Monday, November 20, 2017

Prediction: Quasiparticles will Create Improbable Technologies

   In physics a quasiparticle is an emergent phenomena of convergent properties acting as if they are particles free space. These phenomena are typically formed of known particles and/or known properties of particles. Many combinations can exist if the physics and underlying mathematics is well-known and consequentially well modeled.
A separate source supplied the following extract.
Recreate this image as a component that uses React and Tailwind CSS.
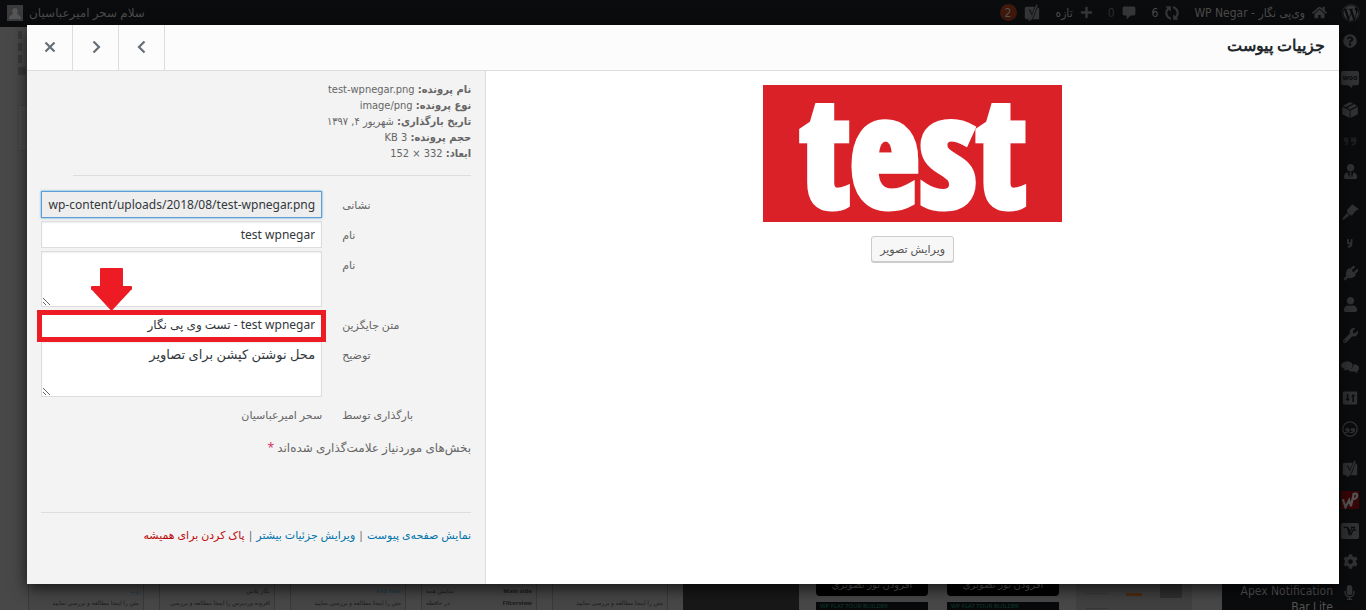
import {
  FaWordpress, FaHome, FaSyncAlt, FaPlus, FaYoast, FaQuestionCircle, FaUserTie, FaUser,
  FaPlug, FaWrench, FaCog, FaMicrophone,
} from "react-icons/fa";

const Svg = ({ children, className = "" }) => (
  <svg viewBox="0 0 20 20" className={"size-[18px] " + className} fill="currentColor" aria-hidden="true">{children}</svg>
);

const WooIcon = () => (
  <Svg>
    <path d="M2 1h16a2 2 0 0 1 2 2v12a2 2 0 0 1-2 2h-5l-1 3-4-3H2a2 2 0 0 1-2-2V3a2 2 0 0 1 2-2z" />
    <text x="10" y="11" textAnchor="middle" fontSize="8" fontWeight="700" className="fill-[#0b0c0e]">woo</text>
  </Svg>
);
const BoxIcon = () => (
  <Svg>
    <path d="M10 1l3.3 1.7-8 4.2L2 5.2z M14.6 3.3L18 5.2 10 9.4 6.7 7.7z M1.3 6.3l8.2 4.2V19L1.3 14.7z M18.7 6.3l-8.2 4.2V19l8.2-4.3z" />
  </Svg>
);
const QuoteIcon = () => (
  <Svg className="text-[#1c1e20]">
    <path d="M3 6h5v5c0 2-1 4-4 4v-2c1 0 2-1 2-2H3z M11 6h6v5c0 2-1 4-5 4v-2c2 0 3-1 3-2h-4z" />
  </Svg>
);
const BrushIcon = () => (
  <Svg>
    <path d="M11 3l1.5-1.5L20 7l-4 2-3.5 4.500-2 .5-4-4 .5-2.500z M6.500 11l2.800 2.800C7 15 4 19 1.500 18.700 0 18 4.500 14 6.500 11z" />
  </Svg>
);
const ScriptYIcon = () => (
  <Svg className="p-[3px]">
    <path d="M5 4l3-1v5c0 2 2 2 3 0V4l3-1v8c0 4-2 7-6 7-3 0-3-3 0-4l3-1v-1c-3 1-6 0-6-3z" />
  </Svg>
);
const PlugIcon = () => (
  <Svg className="rotate-45">
    <path d="M6 1.500a1.300 1.300 0 0 1 2.600 0V6h2.800V1.500a1.300 1.300 0 0 1 2.600 0V6h1.500v2c0 3-1.500 5.500-4 6.300V19H8.500v-4.700C6 13.500 4.500 11 4.500 8V6H6z" />
  </Svg>
);
const BubblesIcon = () => (
  <Svg>
    <path d="M7 4c4 0 6 2 6 4.500S11 13 7 13l-4 1 1-2C1 11 0 10 0 8.500 0 6 3 4 7 4z M14 7c4 0 6 2 6 4 0 1.500-1 3-2 3.500l.5 2.500-3.500-2c-4 .5-6.500-.5-7-2 4 0 6-2 6-6z" />
  </Svg>
);
const SlidersIcon = () => (
  <Svg className="p-px">
    <path fillRule="evenodd" d="M2 2h16a1 1 0 0 1 1 1v14a1 1 0 0 1-1 1H2a1 1 0 0 1-1-1V3a1 1 0 0 1 1-1z M6 5v6H4l3 3 3-3H8V5z M11 8l3-3 3 3h-2v7h-2V8z" />
  </Svg>
);
const RingIcon = () => (
  <Svg>
    <circle cx="10" cy="10" r="8" fill="none" stroke="currentColor" strokeWidth="1.500" />
    <text x="10" y="12" textAnchor="middle" fontSize="10" fontWeight="700">وو</text>
  </Svg>
);
const YoastIcon = () => (
  <Svg>
    <path d="M4 3h9l-3 8-2-5H6l3.500 8c0 2-1 3-3 3H4a2 2 0 0 1-2-2V5a2 2 0 0 1 2-2z M16 4a2 2 0 0 1 2 1v12h-8c1-1 2-2 2.500-3.500z" />
    <path d="M5.500 6l4 8M15.500 1l-5 13c-.8 2.500-2 4-4.500 4" fill="none" stroke="currentColor" strokeWidth="1.800" />
  </Svg>
);
const RedWpIcon = () => (
  <Svg>
    <rect width="20" height="20" className="fill-[#3a0507]" />
    <path d="M2 9l3 9 4-8 2 7 3-13M13 4c6-4 7 4 1 5" fill="none" stroke="#555" strokeWidth="2.500" />
  </Svg>
);
const WBoxIcon = () => (
  <Svg>
    <rect width="20" height="18" y="1" rx="2" />
    <path d="M3 6h4l2 8 3-7 M8 6l3 8 4-8h-4 M13 9h4" fill="none" stroke="#0b0c0e" strokeWidth="1.200" />
  </Svg>
);
const CommentIcon = () => (
  <svg viewBox="0 0 20 20" className="size-[16px] text-[#343638]" fill="currentColor" aria-hidden="true">
    <path d="M4 2h12a2 2 0 0 1 2 2v7a2 2 0 0 1-2 2h-4l-5 5v-5H4a2 2 0 0 1-2-2V4a2 2 0 0 1 2-2z" />
  </svg>
);

const menuGroups = [
  [WooIcon, BoxIcon, QuoteIcon, FaUserTie],
  [BrushIcon, ScriptYIcon, PlugIcon, FaUser, FaWrench, BubblesIcon, SlidersIcon, RingIcon],
  [YoastIcon, RedWpIcon, WBoxIcon, FaCog],
];

function AdminBar() {
  return (
    <header dir="rtl" className="flex h-[27px] items-center justify-between bg-[#0b0c0e] pb-0.5 pr-[6px] pl-[7px] text-[#4b4b4b]">
      <nav className="flex items-center font-['DejaVu_Sans_Condensed',sans-serif] text-[12px]">
        <FaWordpress className="size-[18px] text-[#343638]" />
        <a href="#site" className="mr-[15px] flex items-center gap-[7px]">
          <FaHome className="size-[15px] text-[#343638]" />
          <span>وی‌پی نگار - WP Negar</span>
        </a>
        <a href="#updates" className="mr-[15px] flex items-center gap-[7px]">
          <FaSyncAlt className="size-[14px] rotate-90 text-[#343638]" />6
        </a>
        <a href="#comments" className="mr-[15px] flex items-center gap-[6px] text-[#2c2e30]">
          <CommentIcon />0
        </a>
        <a href="#new" className="mr-[15px] flex items-center gap-[7px]">
          <FaPlus className="size-[13px] text-[#343638]" />تازه
        </a>
        <a href="#seo" className="mr-[15px] flex items-center gap-[6px]">
          <span className="text-[#343638]"><YoastIcon /></span>
          <span className="flex size-[17px] items-center justify-center rounded-full bg-[#40180c] text-[#555]">2</span>
        </a>
      </nav>
      <a href="#profile" className="flex items-center gap-[6px] text-[12px]">
        سلام سحر امیرعباسیان
        <svg viewBox="0 0 16 16" className="size-4" aria-hidden="true">
          <rect width="16" height="16" fill="#3b3b3b" />
          <path d="M8 3a3 3 0 0 1 2 5c0 2 4 2 4 6H2c0-4 4-4 4-6a3 3 0 0 1 2-5z" fill="#565656" />
        </svg>
      </a>
    </header>
  );
}

function Widget({ title, note }) {
  return (
    <div className="flex w-[116px] shrink-0 flex-col justify-end border-x border-[#3a3a3a] text-[6px] leading-[10px] text-[#1c1c1c]">
      <div className="h-[12px] px-1 text-[#1f3a48]">{title}</div>
      <div className="h-[13px] overflow-hidden bg-[#464646] px-1">{note}</div>
    </div>
  );
}

function TourCard() {
  return (
    <div className="flex w-[116px] shrink-0 flex-col justify-end px-[2px]">
      <div className="rounded-b-[4px] bg-black pb-[4px] text-center text-[10px] leading-4 text-[#5a5a5a]">افزودن تور تصویری</div>
      <div className="mt-[6px] h-[9px] bg-[#08090a] px-1 text-[6px] leading-[9px] text-[#0d3b2c]" dir="ltr">WP FLAT TOUR BUILDER</div>
    </div>
  );
}

function Backdrop() {
  return (
    <div dir="ltr" className="flex min-h-screen flex-col bg-[#484848]">
      <AdminBar />
      <div className="flex flex-1">
        <div className="flex min-w-0 flex-1 flex-col justify-between">
          <div className="pt-1 pl-[18px]">
            <div className="flex w-2 flex-col gap-1">
              <i className="h-2 w-1 bg-[#37393b]" />
              <i className="h-2 w-1 bg-[#37393b]" />
              <i className="h-2 w-1 bg-[#37393b]" />
              <i className="h-2 w-2 bg-[#37393b]" />
            </div>
            <div className="mt-[30px] h-[46px] w-[40px] border border-[#434343] bg-[#4c4c4c]" />
          </div>
          <div className="flex h-[40px] gap-[15px] overflow-hidden pl-[28px]">
            <Widget title={<p dir="rtl">وب</p>} note={<p dir="rtl">متن را اینجا مطالعه و بررسی نمایید</p>} />
            <Widget title={<p dir="rtl" className="text-[#1c1c1c]">نگار پلاس</p>} note={<p dir="rtl">افزونه وردپرس را اینجا مطالعه و بررسی</p>} />
            <Widget title={<p className="text-right">Add New</p>} note={<p dir="rtl">متن را اینجا مطالعه و بررسی نمایید</p>} />
            <Widget
              title={<p className="flex justify-between text-[#1c1c1c]"><span>نمایش همه</span><b>Main side</b></p>}
              note={<p className="flex justify-between"><span>در حافظه</span><b>Filterview</b></p>}
            />
            <Widget title="" note={<p dir="rtl">متن را اینجا مطالعه و بررسی نمایید</p>} />
            <div className="w-[116px] shrink-0 bg-[#181818]" />
            <TourCard />
            <TourCard />
            <div className="flex w-[116px] shrink-0 items-end justify-between bg-[#414141] px-[10px] pb-[2px]">
              <div className="h-[16px] w-[22px] border-y border-[#373737]" />
              <div className="mb-[13px] h-[3px] w-[16px] bg-[#4f2c10]" />
              <div className="mb-[11px] h-[16px] w-[22px] bg-[#303030]" />
            </div>
          </div>
        </div>
        <aside className="flex w-[144px] shrink-0 flex-col bg-[#0b0c0e] text-[#303234]">
          <div className="flex h-[27px] items-center justify-end pr-[9px]"><FaQuestionCircle className="size-[14px]" /></div>
          {menuGroups.map((group, i) => (
            <div key={i} className="mt-[9px]">
              {group.map((Icon, j) => (
                <div key={j} className="flex h-[31px] items-center justify-end pr-[7px]">
                  <span className="flex w-[18px] justify-center"><Icon className="size-[15px]" /></span>
                </div>
              ))}
            </div>
          ))}
          <a href="#apex" dir="rtl" className="flex h-[34px] items-start gap-[9px] pr-[9px] pt-[6px] font-['DejaVu_Sans_Condensed',sans-serif] text-[12px] leading-4 text-[#555]">
            <FaMicrophone className="mt-[2px] size-[15px] shrink-0 text-[#303234]" />
            <span className="w-[104px]">Apex Notification Bar Lite</span>
          </a>
        </aside>
      </div>
    </div>
  );
}

function Row({ id, label, children }) {
  return (
    <div className="flex gap-5">
      <label htmlFor={id} className="w-[30%] shrink-0 text-left leading-[27px]">{label}</label>
      <div className="relative min-w-0 flex-1">{children}</div>
    </div>
  );
}

const fieldBase = "block w-full border border-[#ddd] bg-white px-[6px] text-right text-[#32373c] outline-none shadow-[inset_0_1px_2px_rgba(0,0,0,0.07)]";

const navIcon = "size-[16px] fill-none stroke-[#666e76] stroke-[2.200]";
const navButton = "flex w-[46px] items-center justify-center border-r border-[#ddd] pb-px";

export default function App() {
  return (
    <div dir="rtl" lang="fa" className="relative h-screen overflow-hidden font-['Noto_Sans','DejaVu_Sans',sans-serif] text-[11px] text-[#666]">
      <Backdrop />
      <div role="dialog" aria-labelledby="dialog-title" className="absolute inset-x-[27px] top-[25px] bottom-[26px] flex flex-col bg-white shadow-[0_5px_15px_rgba(0,0,0,0.7)]">
        <div className="flex h-[46px] shrink-0 justify-between border-b border-[#ddd] bg-[#fcfcfc]">
          <h1 id="dialog-title" className="pr-[14px] font-['Liberation_Sans',sans-serif] text-[16px] leading-[42px] font-bold text-[#23282d]">جزییات پیوست</h1>
          <div className="flex">
            <button aria-label="قبلی" className={navButton}><svg viewBox="0 0 16 16" className={navIcon}><path d="M10.500 2.500L5 8l5.500 5.500" /></svg></button>
            <button aria-label="بعدی" className={navButton}><svg viewBox="0 0 16 16" className={navIcon}><path d="M5.500 2.500L11 8l-5.500 5.500" /></svg></button>
            <button aria-label="بستن" className={navButton}><svg viewBox="0 0 16 16" className={navIcon}><path d="M3.500 3.500l9 9M12.500 3.500l-9 9" /></svg></button>
          </div>
        </div>
        <div className="flex min-h-0 flex-1">
          <main className="flex flex-1 flex-col items-center gap-[14px] pt-[14px]">
            <svg viewBox="0 0 299 137" className="h-[137px] w-[299px] overflow-visible" role="img" aria-label="test">
              <rect width="299" height="137" fill="#da2128" />
              <text x="150" y="122" direction="ltr" textAnchor="middle" fontSize="152" fontWeight="700" fill="#fff" stroke="#fff" strokeWidth="7" className="font-['Open_Sans_Condensed','Roboto_Condensed',sans-serif]">test</text>
            </svg>
            <button className="h-[26px] rounded-[3px] border border-[#ccc] bg-[#f7f7f7] px-2 text-[11px] text-[#555] shadow-[0_1px_0_#ccc]">ویرایش تصویر</button>
          </main>
          <aside className="w-[35%] border-r border-[#ddd] bg-[#f3f3f3] px-[14px] pt-[11px]">
            <div className="ml-8 border-b border-[#ddd] pb-[13px] font-['DejaVu_Sans_Condensed',sans-serif] leading-4">
              <div><b>نام پرونده:</b> test-wpnegar.png</div>
              <div><b>نوع پرونده:</b> image/png</div>
              <div><b>تاریخ بارگذاری:</b> شهریور ۴, ۱۳۹۷</div>
              <div><b>حجم پرونده:</b> 3 KB</div>
              <div><b>ابعاد:</b> 332 × 152</div>
            </div>
            <div className="mt-[15px] flex flex-col gap-[3px]">
              <Row id="url" label="نشانی">
                <input id="url" dir="ltr" readOnly defaultValue="wp-content/uploads/2018/08/test-wpnegar.png" className={fieldBase + " h-[27px] border-[#5b9dd9]! bg-[#eee]! text-[12px] shadow-[0_0_2px_rgba(30,140,190,0.8)]!"} />
              </Row>
              <Row id="title" label="نام">
                <input id="title" defaultValue="test wpnegar" className={fieldBase + " h-[27px] text-[12px]"} />
              </Row>
              <Row id="caption" label="نام">
                <textarea id="caption" className={fieldBase + " mb-px h-[56px] py-1 text-[13px]"} />
              </Row>
              <Row id="alt" label="متن جایگزین">
                <input id="alt" dir="rtl" defaultValue="test wpnegar - تست وی پی نگار" className={fieldBase + " h-[27px] text-[12px]"} />
                <div className="pointer-events-none absolute -inset-x-1 -top-px -bottom-1 z-10 border-[5px] border-[#ed1c24]" />
                <svg viewBox="0 0 41 44" className="absolute bottom-[26px] left-[50px] z-10 h-[44px] w-[41px]" fill="#ed1c24" aria-hidden="true">
                  <path d="M10 0h21a1 1 0 0 1 1 1v17h7a2 2 0 0 1 1 4L20.500 43 1 22a2 2 0 0 1 1-4h7V1a1 1 0 0 1 1-1z" />
                </svg>
              </Row>
              <Row id="desc" label="توضیح">
                <textarea id="desc" defaultValue="محل نوشتن کپشن برای تصاویر" className={fieldBase + " mb-px h-[56px] py-1 text-[13px] leading-4"} />
              </Row>
              <Row label="بارگذاری توسط"><span className="leading-[27px]">سحر امیرعباسیان</span></Row>
            </div>
            <p className="mt-2 text-[12px] leading-6">بخش‌های موردنیاز علامت‌گذاری شده‌اند <span className="text-[#d6336c]">*</span></p>
            <div className="mt-[52px] border-t border-[#ddd] pt-[14px] leading-4">
              <a href="#view" className="text-[#0073aa]">نمایش صفحه‌ی پیوست</a> |{" "}
              <a href="#edit" className="text-[#0073aa]">ویرایش جزئیات بیشتر</a> |{" "}
              <button className="text-[#bc0b0b]">پاک کردن برای همیشه</button>
            </div>
          </aside>
        </div>
      </div>
    </div>
  );
}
   The most interesting aspect of quasiparticles, other than being an exotic high level application of physics, is that some new applications can emerge from stable quasiparticles that would exceed our current technological abilities. One quasiparticle that I have researched for some time is the exciton polariton. If this quasiparticle can be stabilized into a plasma in freespace, perhaps with intense radio waves and strong magnetic fields, it may be used to create dynamic fields that could move objects without a motor. This theoretical application hasn't been researched by anybody else, but it may be the mechanism behind the controversial "Hutchison Effect". 

   The mechanism that I propose for this is that John Hutchison's tinkering with Van Der Graaf generators and radio wave and microwave sources may have incidentally created some exciton polaritons by combining the proper frequency of photons with the charges freed fro m some electrons in the Van Der Graaf source. If the exciton polaritons can move freely around or through objects they could move the objects by creating a static difference in charges which could cause an electromotive force to arise in a similar fashion to electrohydrodynamics. 

   For those who are skeptics of John Hutchison's work, he admits that he has been unable to really accomplish this effect since 1991. I often double check my doubts by looking for a mechanism, and since parts of his "laboratory" were disclosed in some of his interviews, I found that there could be a mechanism as I described above. Since these effects were akin to a rumored Tesla experiment (which may still be top secret), I thought it was worth the additional time and interest.

   Further possibilities exist for quasiparticle technology. The list could extend to forcefields, tractor beams, programmable matter, and the ability to disrupt the electron repulsion that makes objects impervious (basically passing one solid object through another). Don't look for items based around quasiparticles on store shelves anytime soon, the physics is exotic and not yet well explored. There are a least a century's worth of milestones before we will see practical forcefield devices in use.